Subsequent gravitational-wave detections showed that the population of binary-black-hole mergers had a much wider range of distances and masses than the first event. Oliver Boersma in his MS thesis (supervised by Patricia Schmidt and me) then investigated how long it would take for advanced LIGO and Virgo to detect the memory effect from a population of binary black holes that was consistent with the population inferred from the first gravitational-wave catalog of events (GWTC-1). We found that the it would take closer to five years of observing runs (assuming the three detectors were operational in coincidence for half of the time) for LIGO and Virgo to detect the gravitational-wave memory effect. This is illustrated in the figure above, which shows how the signal to noise in the population (roughly the significance of the observation in units of standard deviations), accumulates as a function of time. Given the rate of events, it is then anticipated that it will take closer to one thousand detections to find evidence for the gravitational-wave memory effect. It is thus more likely to be discovered during the next upgrade of the LIGO and Virgo detectors after the detectors achieve their design sensitivity (when LIGO A+ and Advanced Virgo+ are operating).

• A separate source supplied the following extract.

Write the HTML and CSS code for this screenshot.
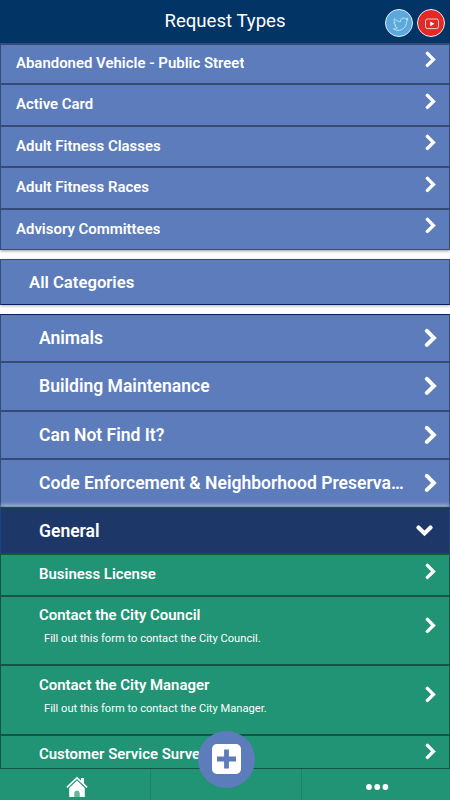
FILE: index.html
```html
<!DOCTYPE html>
<html lang="en">
<head>
    <meta charset="UTF-8">
    <meta name="viewport" content="width=device-width, initial-scale=1.0">
    <title>Request Types</title>
    <link rel="stylesheet" href="styles.css">
</head>
<body>
    <svg class="defs">
        <symbol id="chevron" viewBox="0 0 11 17">
            <path d="M2.4 2.4 L8.4 8.4 L2.4 14.4" fill="none" stroke="#fff" stroke-width="3.4" stroke-linecap="round" />
        </symbol>
    </svg>

    <div class="app">
        <header class="header">
            <h1>Request Types</h1>
            <div class="social">
                <a class="social-link twitter">
                    <svg width="17" height="15" viewBox="0 0 18 16"><path d="M1.5 12.6 C3.2 12.8 4.7 12.3 5.7 11.4 C4.3 11.1 3.4 10.3 3.1 9.2 L4.3 9 C2.8 8.3 2 7.2 2 5.8 L3.3 6.1 C2.1 4.8 1.9 3.2 2.6 1.7 C4.3 3.7 6.4 4.9 9 5.1 C8.7 2.8 10.1 1.1 12 1.1 C13 1.1 13.8 1.5 14.3 2.1 L16.4 1.3 L15.5 3 L17 2.7 L15.6 4.6 C15.6 10.6 11.2 14.2 6.4 14.2 C4.6 14.2 2.9 13.7 1.5 12.6 Z" /></svg>
                </a>
                <a class="social-link youtube">
                    <svg width="16" height="14" viewBox="0 0 16 14"><rect x="1.5" y="2" width="13" height="9.6" rx="2" /><path class="play" d="M6.2 4.4 L10.4 6.8 L6.2 9.2 Z" /></svg>
                </a>
            </div>
        </header>

        <main class="content">
            <ul class="list requests">
                <li class="row"><span class="label">Abandoned Vehicle - Public Street</span><svg class="arrow"><use href="#chevron" /></svg></li>
                <li class="row"><span class="label">Active Card</span><svg class="arrow"><use href="#chevron" /></svg></li>
                <li class="row"><span class="label">Adult Fitness Classes</span><svg class="arrow"><use href="#chevron" /></svg></li>
                <li class="row"><span class="label">Adult Fitness Races</span><svg class="arrow"><use href="#chevron" /></svg></li>
                <li class="row"><span class="label">Advisory Committees</span><svg class="arrow"><use href="#chevron" /></svg></li>
            </ul>

            <h2 class="all-categories">All Categories</h2>

            <ul class="list categories">
                <li class="row"><span class="label">Animals</span><svg class="arrow"><use href="#chevron" /></svg></li>
                <li class="row"><span class="label">Building Maintenance</span><svg class="arrow"><use href="#chevron" /></svg></li>
                <li class="row"><span class="label">Can Not Find It?</span><svg class="arrow"><use href="#chevron" /></svg></li>
                <li class="row"><span class="label">Code Enforcement &amp; Neighborhood Preserva…</span><svg class="arrow"><use href="#chevron" /></svg></li>
                <li class="row open"><span class="label">General</span><svg class="arrow-down" viewBox="0 0 17 12"><path d="M2.5 2.6 L8.5 8.4 L14.5 2.6" /></svg></li>
            </ul>

            <ul class="list items">
                <li class="row"><span class="label">Business License</span><svg class="arrow"><use href="#chevron" /></svg></li>
                <li class="row tall">
                    <div class="label">Contact the City Council<p>Fill out this form to contact the City Council.</p></div>
                    <svg class="arrow"><use href="#chevron" /></svg>
                </li>
                <li class="row tall">
                    <div class="label">Contact the City Manager<p>Fill out this form to contact the City Manager.</p></div>
                    <svg class="arrow"><use href="#chevron" /></svg>
                </li>
                <li class="row"><span class="label">Customer Service Survey</span><svg class="arrow"><use href="#chevron" /></svg></li>
            </ul>
        </main>

        <nav class="tabs">
            <a class="tab">
                <svg width="22" height="22" viewBox="0 0 22 22"><path d="M3.2 12 L11 4.6 L18.8 12 V21 H13.4 V17 Q13.4 14.8 11 14.8 Q8.6 14.8 8.6 17 V21 H3.2 Z" /><path d="M15 2 H18 V8 L15 5.2 Z" /><path class="roof" d="M0.9 11.4 L11 1.8 L21.1 11.4" /><path class="door" d="M8.6 21 V17 Q8.6 14.8 11 14.8 Q13.4 14.8 13.4 17 V21 Z" /></svg>
            </a>
            <a class="tab"></a>
            <a class="tab">
                <svg width="24" height="8" viewBox="0 0 24 8"><circle cx="4" cy="4" r="2.9" /><circle cx="12.2" cy="4" r="2.9" /><circle cx="20.4" cy="4" r="2.9" /></svg>
            </a>
        </nav>

        <button class="add" aria-label="New request">
            <svg width="29" height="30" viewBox="0 0 29 30"><rect width="29" height="30" rx="5" fill="#fff" /><path d="M14.5 5.5 V24.5 M5 15 H24" stroke="#5d7cbb" stroke-width="4.8" /></svg>
        </button>
    </div>
</body>
</html>
```
FILE: styles.css
```css
* {
    margin: 0;
    padding: 0;
    box-sizing: border-box;
}

body {
    background: #fff;
    color: #fff;
    font-family: Roboto, sans-serif;
}

ul {
    list-style: none;
}

.defs {
    display: none;
}

.app {
    position: relative;
    display: flex;
    flex-direction: column;
    height: 800px;
    overflow: hidden;
}

/* Header */
.header {
    display: grid;
    grid-template-columns: 1fr auto 1fr;
    flex-shrink: 0;
    height: 42.5px;
    background: #023466;
}

.header h1 {
    grid-column: 2;
    font-size: 18.6px;
    font-weight: 400;
    line-height: 43px;
}

.social {
    display: flex;
    justify-content: flex-end;
    gap: 4px;
    padding: 9px 5px 0 0;
}

.social-link {
    display: flex;
    align-items: center;
    justify-content: center;
    width: 28px;
    height: 28px;
    border: 1px solid #e4ecf6;
    border-radius: 50%;
}

.social-link svg {
    fill: none;
    stroke: #d5e9f7;
    stroke-width: 0.9;
}

.twitter {
    background: #5aa8dc;
}

.twitter svg {
    margin: 3px 0 0 3px;
}

.youtube {
    background: #e52823;
}

.youtube svg {
    margin: 2px 0 0 2px;
}

.youtube .play {
    fill: #fff;
    stroke: none;
}

/* Lists */
.content {
    flex: 1;
    min-height: 0;
    overflow: hidden;
}

.row {
    display: flex;
    justify-content: space-between;
    align-items: flex-start;
    height: 41.5px;
    padding: 8px 13px 0 15px;
    background: #5d7cbb;
    border: 1px solid #364b78;
    font-size: 14.95px;
    font-weight: 600;
    line-height: 22px;
}

.label {
    overflow: hidden;
    white-space: nowrap;
    text-overflow: ellipsis;
}

.arrow {
    flex-shrink: 0;
    width: 11px;
    height: 17px;
}

.requests {
    box-shadow: 0 1px 3px rgba(0, 0, 0, 0.4);
}

.requests .row:first-child {
    border-top-width: 2px;
    padding-top: 7px;
}

.requests .arrow {
    margin-top: -0.5px;
}

.all-categories {
    height: 46px;
    margin: 9px 0;
    padding-left: 28px;
    background: #5d7cbb;
    border: 1px solid #364b78;
    border-bottom-color: #06215f;
    box-shadow: 0 1px 3px rgba(0, 0, 0, 0.3);
    font-size: 16.7px;
    font-weight: 600;
    line-height: 45px;
}

.categories .row {
    align-items: center;
    height: 48.3px;
    padding: 0 12px 0 38px;
    font-size: 17.55px;
    line-height: 24px;
}

.categories .label {
    width: 366px;
}

.categories .arrow {
    width: 13px;
    height: 20px;
}

.categories .row:first-child {
    border-top-color: #06215f;
}

.categories .open {
    position: relative;
    height: 47.3px;
    padding-right: 16px;
    background: #1d3769;
    border-color: #1b4487;
    box-shadow: 0 -1px 5px rgba(255, 255, 255, 0.7);
}

.arrow-down {
    width: 17px;
    height: 12px;
    fill: none;
    stroke: #fff;
    stroke-width: 4.2;
    stroke-linecap: round;
}

/* Sits above the glow of the open category */
.items {
    position: relative;
}

.items .row {
    padding-top: 7.5px;
    padding-left: 38px;
    background: #209474;
    border-color: #145443;
}

.items .tall {
    height: 69.3px;
}

.tall .arrow {
    margin-top: 12.5px;
}

.tall p {
    padding-left: 5px;
    font-size: 11.15px;
    font-weight: 400;
    line-height: 25px;
}

/* Bottom bar */
.tabs {
    display: grid;
    grid-template-columns: 151px 151px 1fr;
    flex-shrink: 0;
    height: 32px;
    background: #209474;
    border-top: 1px solid #145443;
}

.tab {
    display: flex;
    align-items: center;
    justify-content: center;
    padding-top: 5px;
    border-right: 1px solid #1b8266;
}

.tab:first-child {
    padding-left: 3px;
}

.tab:last-child {
    padding-top: 4px;
    padding-left: 1px;
    border-right: none;
}

.tab svg {
    fill: #fff;
}

.tab .roof {
    fill: none;
    stroke: #fff;
    stroke-width: 1.6;
}

.tab .door {
    fill: #68b59e;
}

.add {
    position: absolute;
    left: 198px;
    bottom: 12px;
    display: flex;
    align-items: center;
    justify-content: center;
    width: 57px;
    height: 57px;
    padding-bottom: 2px;
    background: #5d7cbb;
    border: none;
    border-radius: 50%;
}
```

In more recent work, Alex Grant and I revisited the forecasts for the detection of the gravitational-wave memory effect, because the rate of binary-black-hole mergers was determined more precisely after the many additional discoveries and improved modeling of the binary-black-hole population that occurred during LIGO’s third observing run. The LIGO A+ upgrade was also approved, which changed LIGO’s observing plans. We found that the memory effect would be likely to be detected for the population of black-hole mergers within a few years of LIGO A+ reaching its design sensitivity. For the next-generation gravitational-wave detector, Cosmic Explorer, this detector would likely detect the memory effect from a single, high signal-to-noise binary-black-hole observation. In addition, given the much larger number of detections of black-hole mergers, it could also detect the gravitational-wave spin memory effect from the large population of binary black holes measurable by Cosmic Explorer. These latter results for Cosmic Explorer highlighted the potential of the detector for making precision gravitational-wave measurements.